The story is told by Cyril’s son Danny, as he and his older sister, the brilliantly acerbic and self-assured Maeve, are exiled from the house where they grew up by their stepmother. The two wealthy siblings are thrown back into the poverty their parents had escaped from and find that all they have to count on is one another. It is this unshakable bond between them that both saves their lives and thwarts their futures.

My Thoughts

I’m glad that I read this one over Christmas because it meant that I had big chunks of time to sit with it. As ever Ann Patchett is the master of the character driven novel, creating a layered relationship between a brother and sister that you don’t see that often in literature. I always enjoy these decades-long stories of a single family and all the ways that they betray each other, and The Dutch House definitely scratched that itch for me.

What does the book say about being a wife?

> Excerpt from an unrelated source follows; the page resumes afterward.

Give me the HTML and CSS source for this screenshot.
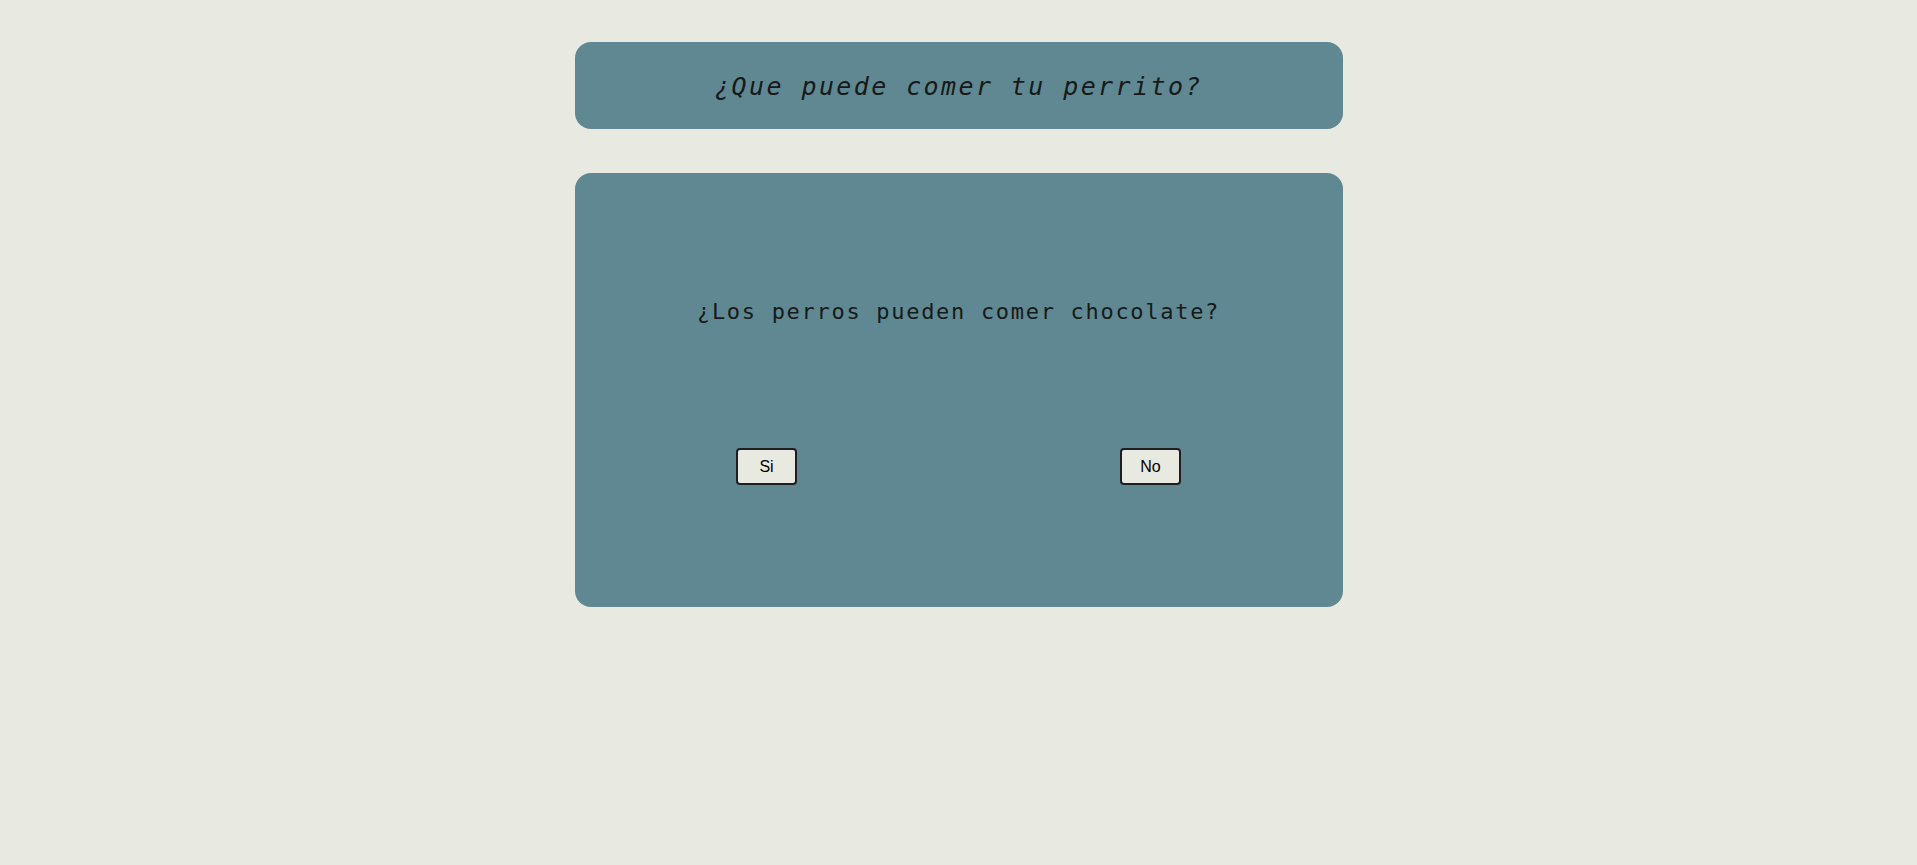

There were three marriages at the centre of this one: Cyril and Elna, Danny and Maeve’s parents, Cyril and Andrea, the stepmother, and then later Danny and his wife. None of the marriages are built on any version of truth, rather they are built on fairy tales and idealizations. Cyril dreams of owning the Dutch House, of living a big life, the kind that was only ever dreamed about where he grew up; Elna lives to help the less fortunate, the excess of the life Cyril has built for them disgusting her. Andrea only ever seems to want to possess the house, not seeming to care for Cyril except in what he can give her. And Danny actively lies to his wife, buying and flipping properties behind her back because he knows that she wouldn’t approve.

But as Maeve and Danny are the centre of this story, we only get their views of the marriages and the wives. Maeve in particular builds her mother up to be some kind of saint. When Elna reappears, she is very much not that. Each woman a portrait of wifedom, lacking the animation of the real thing.

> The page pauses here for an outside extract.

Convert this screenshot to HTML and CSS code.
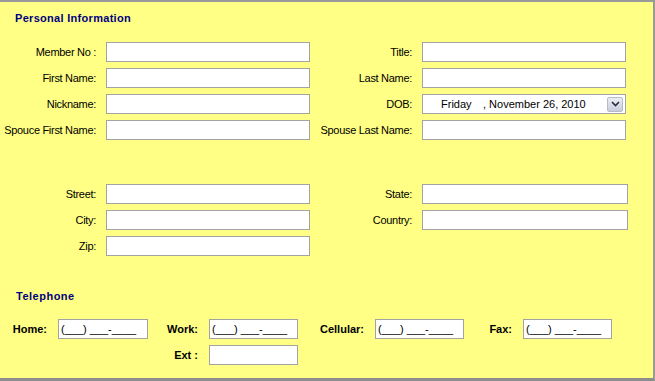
FILE: index.html
```html
<!DOCTYPE html>
<html lang="en">
<head>
  <meta charset="UTF-8">
  <title>Member Details</title>
  <link rel="stylesheet" href="styles.css">
</head>
<body>
  <div class="panel">
    <h2 class="section-title">Personal Information</h2>

    <div class="form-grid">
      <label class="lbl">Member No :</label>
      <input class="txt" type="text">
      <label class="lbl">Title:</label>
      <input class="txt" type="text">

      <label class="lbl">First Name:</label>
      <input class="txt" type="text">
      <label class="lbl">Last Name:</label>
      <input class="txt" type="text">

      <label class="lbl">Nickname:</label>
      <input class="txt" type="text">
      <label class="lbl">DOB:</label>
      <div class="date-pick">
        <span class="day">Friday</span>
        <span class="date">, November 26, 2010</span>
        <span class="drop-btn">
          <svg width="9" height="6" viewBox="0 0 9 6"><path d="M1 1 L4.5 4.5 L8 1" fill="none" stroke="#2b2b3a" stroke-width="1.6"/></svg>
        </span>
      </div>

      <label class="lbl">Spouce First Name:</label>
      <input class="txt" type="text">
      <label class="lbl">Spouse Last Name:</label>
      <input class="txt" type="text">
    </div>

    <div class="form-grid address">
      <label class="lbl">Street:</label>
      <input class="txt" type="text">
      <label class="lbl">State:</label>
      <input class="txt wide" type="text">

      <label class="lbl">City:</label>
      <input class="txt" type="text">
      <label class="lbl">Country:</label>
      <input class="txt wide" type="text">

      <label class="lbl">Zip:</label>
      <input class="txt" type="text">
    </div>

    <h2 class="section-title phone-title">Telephone</h2>

    <div class="phone-grid">
      <label class="lbl bold">Home:</label>
      <input class="txt phone" type="text" value="(___) ___-____">
      <label class="lbl bold">Work:</label>
      <input class="txt phone" type="text" value="(___) ___-____">
      <label class="lbl bold">Cellular:</label>
      <input class="txt phone" type="text" value="(___) ___-____">
      <label class="lbl bold">Fax:</label>
      <input class="txt phone" type="text" value="(___) ___-____">

      <span></span>
      <span></span>
      <label class="lbl bold">Ext :</label>
      <input class="txt phone" type="text">
    </div>
  </div>
</body>
</html>
```

FILE: styles.css
```css
html, body {
  margin:0;
  padding:0;
  background:#ffffff;
}
.panel {
  box-sizing:border-box;
  width:655px;
  height:381px;
  background:#ffff85;
  border-top:2px solid #9a9a9a;
  border-right:2px solid #9a9a9a;
  border-bottom:3px solid #8e8e8e;
  padding-top:10px;
  font-family:"Liberation Sans", Arial, sans-serif;
  font-size:11px;
  color:#000;
}
.section-title {
  margin:0 0 17px 15px;
  font-size:11px;
  line-height:13px;
  font-weight:bold;
  letter-spacing:0.3px;
  color:#000080;
}
.phone-title {
  margin:34px 0 16px 16px;
  letter-spacing:0.5px;
}
.form-grid {
  display:grid;
  grid-template-columns:106px 204px 112px 204px;
  grid-auto-rows:20px;
  row-gap:6px;
}
.form-grid.address {
  margin-top:44px;
}
.lbl {
  display:flex;
  align-items:center;
  justify-content:flex-end;
  padding-right:10px;
  white-space:nowrap;
  letter-spacing:-0.3px;
}
.lbl.bold {
  font-weight:bold;
  letter-spacing:0;
  padding-right:11px;
}
.txt {
  box-sizing:border-box;
  margin:0;
  height:20px;
  width:100%;
  padding:0 2px;
  border:1px solid #a3a3a3;
  background:#fff;
  font-family:"Liberation Sans", Arial, sans-serif;
  font-size:11px;
  color:#000;
  outline:none;
}
.txt.wide {
  width:206px;
}
.date-pick {
  box-sizing:border-box;
  height:20px;
  border:1px solid #a3a3a3;
  background:#fff;
  display:flex;
  align-items:center;
  padding-left:18px;
  white-space:nowrap;
}
.date-pick .day {
  width:42px;
}
.date-pick .drop-btn {
  margin-left:auto;
  margin-right:2px;
  width:16px;
  height:15px;
  box-sizing:border-box;
  border:1px solid #b8bac8;
  border-radius:2px;
  background:linear-gradient(#eceef6, #c9ccdc);
  display:flex;
  align-items:center;
  justify-content:center;
}
.phone-grid {
  display:grid;
  grid-template-columns:58px 90px 61px 89px 77px 89px 59px 89px;
  grid-auto-rows:20px;
  row-gap:6px;
}
```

Be sure to visit the other blogs and get in on the discussion! In September we’ll discuss Alternate Side by Anna Quindlen.

13 thoughts on “#LiteraryWives: The Dutch House

  1. I read this book a few months ago and I think it’s so interesting looking at it from the perspective of what it says about being a wife–especially through the lens of so many generations and different relationships.

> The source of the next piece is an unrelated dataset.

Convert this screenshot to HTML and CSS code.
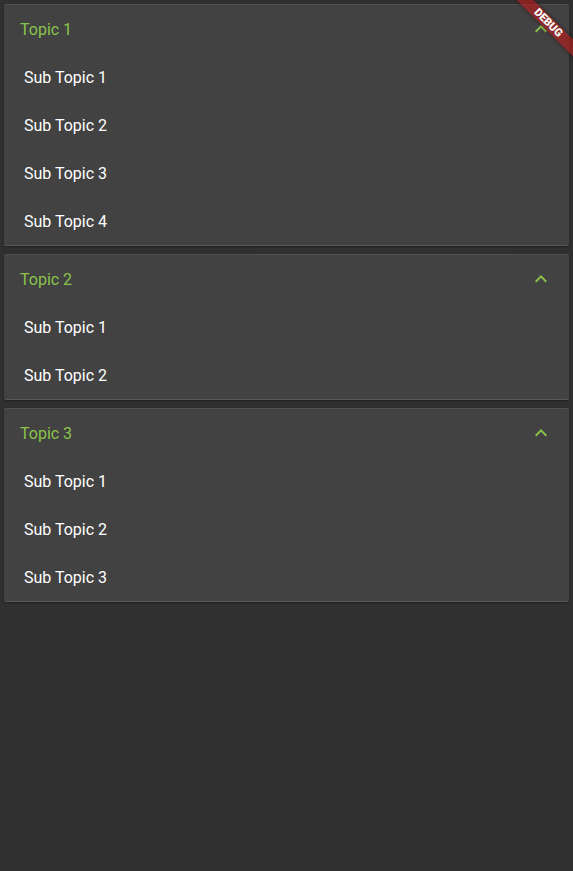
FILE: index.html
```html
<!DOCTYPE html>
<html>
<head>
<meta charset="utf-8">
<link rel="stylesheet" href="styles.css">
</head>
<body>
<div class="list">
  <div class="card">
    <div class="header"><span class="title">Topic 1</span>
      <svg class="chev" viewBox="0 0 24 24" width="24" height="24"><path d="M12 8l-6 6 1.41 1.41L12 10.83l4.59 4.58L18 14z"/></svg></div>
    <div class="item">Sub Topic 1</div>
    <div class="item">Sub Topic 2</div>
    <div class="item">Sub Topic 3</div>
    <div class="item">Sub Topic 4</div>
  </div>
  <div class="card">
    <div class="header"><span class="title">Topic 2</span>
      <svg class="chev" viewBox="0 0 24 24" width="24" height="24"><path d="M12 8l-6 6 1.41 1.41L12 10.83l4.59 4.58L18 14z"/></svg></div>
    <div class="item">Sub Topic 1</div>
    <div class="item">Sub Topic 2</div>
  </div>
  <div class="card">
    <div class="header"><span class="title">Topic 3</span>
      <svg class="chev" viewBox="0 0 24 24" width="24" height="24"><path d="M12 8l-6 6 1.41 1.41L12 10.83l4.59 4.58L18 14z"/></svg></div>
    <div class="item">Sub Topic 1</div>
    <div class="item">Sub Topic 2</div>
    <div class="item">Sub Topic 3</div>
  </div>
</div>
<div class="banner">DEBUG</div>
</body>
</html>
```
FILE: styles.css
```css
html, body {
  margin: 0;
  padding: 0;
  background: #303030;
  height: 100%;
  overflow: hidden;
}
body {
  font-family: Roboto, "Noto Sans", sans-serif;
  position: relative;
}
.list {
  display: flex;
  flex-direction: column;
  padding: 4px;
  gap: 8px;
}
.card {
  background: #424242;
  border-radius: 2px;
  border-top: 1px solid rgba(255,255,255,0.08);
  border-bottom: 1px solid rgba(255,255,255,0.12);
  box-shadow: 0 1px 2px rgba(0,0,0,0.35);
  display: flex;
  flex-direction: column;
}
.header {
  height: 48px;
  display: flex;
  align-items: center;
  justify-content: space-between;
  padding: 0 16px;
}
.title {
  color: #8bc34a;
  font-size: 16px;
}
.chev {
  fill: #8bc34a;
  display: block;
}
.item {
  height: 48px;
  display: flex;
  align-items: center;
  padding-left: 20px;
  color: #ffffff;
  font-size: 16px;
  font-weight: 400;
}
.banner {
  position: absolute;
  left: 488px;
  top: 17px;
  width: 120px;
  height: 12px;
  line-height: 12px;
  transform: rotate(45deg);
  background: rgba(183, 28, 28, 0.63);
  color: #fff;
  font-size: 11px;
  font-weight: 900;
  text-align: center;
  box-shadow: 0 0 4px rgba(0,0,0,0.5);
}
```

  2. A portrait of wifedom, nice, especially harking back to the portrait Cyril tried to have made of his wife. I also liked your point of the characters having fairy tale ideas of marriage, which goes along with the fairy tale theme Cynthia mentioned.

  3. This was a very satisfactory Ann Patchett novel, wasn’t it? So many things in it to be analyzed. I especially loved the sibling relationship – so interesting how the events of their childhood had such a strong hold over them. And it did all feel so fairy tale-ish!

    • Ann Patchett usually delivers for me although I will say that her endings often leave something to be desired.
      I think when such massively formative things happen in your childhood, it’s hard not to let them keep you in their thrall.

  4. Sofonisba Anguissola (c.1535-1625) had a disastrous first marriage and then a Partnership marriage with her second husband – with each SHE was the big name and the provider of the family.
    Read about her historic life of achievement when “women were not allowed.” But they did. They did anyway. LADY in ERMINE: The Story of a Woman who Painted the Renaissance, two editions, ACMRS (2019) and author’s Revised Edition (2020). Thank you for promoting women’s stories!

  5. Hi again! Just popping back to let you know that somehow I deleted your comment on my LW post. I tried to undo it but I wasn’t fast enough. Sorry!